Graduation requirements have changed. Beginning with students entering the 9th grade in 2001, there is now no such thing as a local diploma and a regents diploma, as was the case when december and I attended high school. All students are required to take regents exams for core subjects. An advanced regents diploma is available, which requires additional math and science regents exams. In any case, the English regents has been required for a HS diploma of any kind for some time now.
A few people have pointed out that the exams feature questions which would require the deleted information in order to form an answer. It seems this problem is not limited to regents exams. Frequently, my son (grade 6) is confronted with homework assignments which ask questions about reading assignments, and the answer is nowhere to be found in the text. Two recent examples spring to mind, which he came to me to ask for help with. He was asked some questions about the Spanish Armada’s defeat in 1588. In particular, the teacher wanted the name of the battle. In the text given, the Spanish Armada was referred to as the name of the fleet, but no mention was made of the battle having a name (and I’m still not sure if it does!?). On another night, there were questions from a chapter on the reformation.
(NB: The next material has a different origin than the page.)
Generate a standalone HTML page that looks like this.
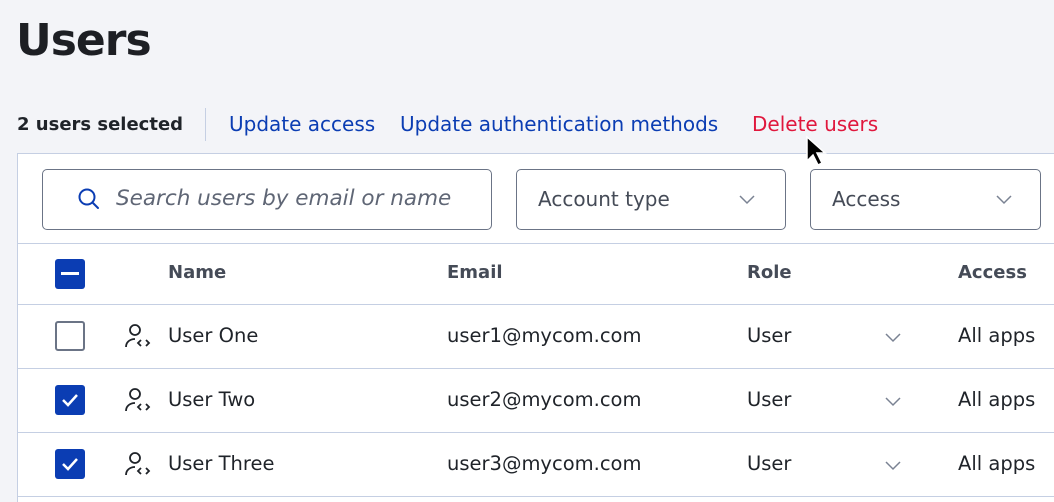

One question asked for the names of two churches founded as a result of this movement. The text named only one, the Anglican Church. Though it did discuss Martin Luther and Calvin and a few others, nowhere did it mention that these people founded any church, let alone what it’s name might have been. Maybe these are intended more as trivia questions than as a way to reinforce learning?
Perhaps the changes to the regents aren’t some form of censorship, but part of a larger trend toward a game show quiz method of teaching?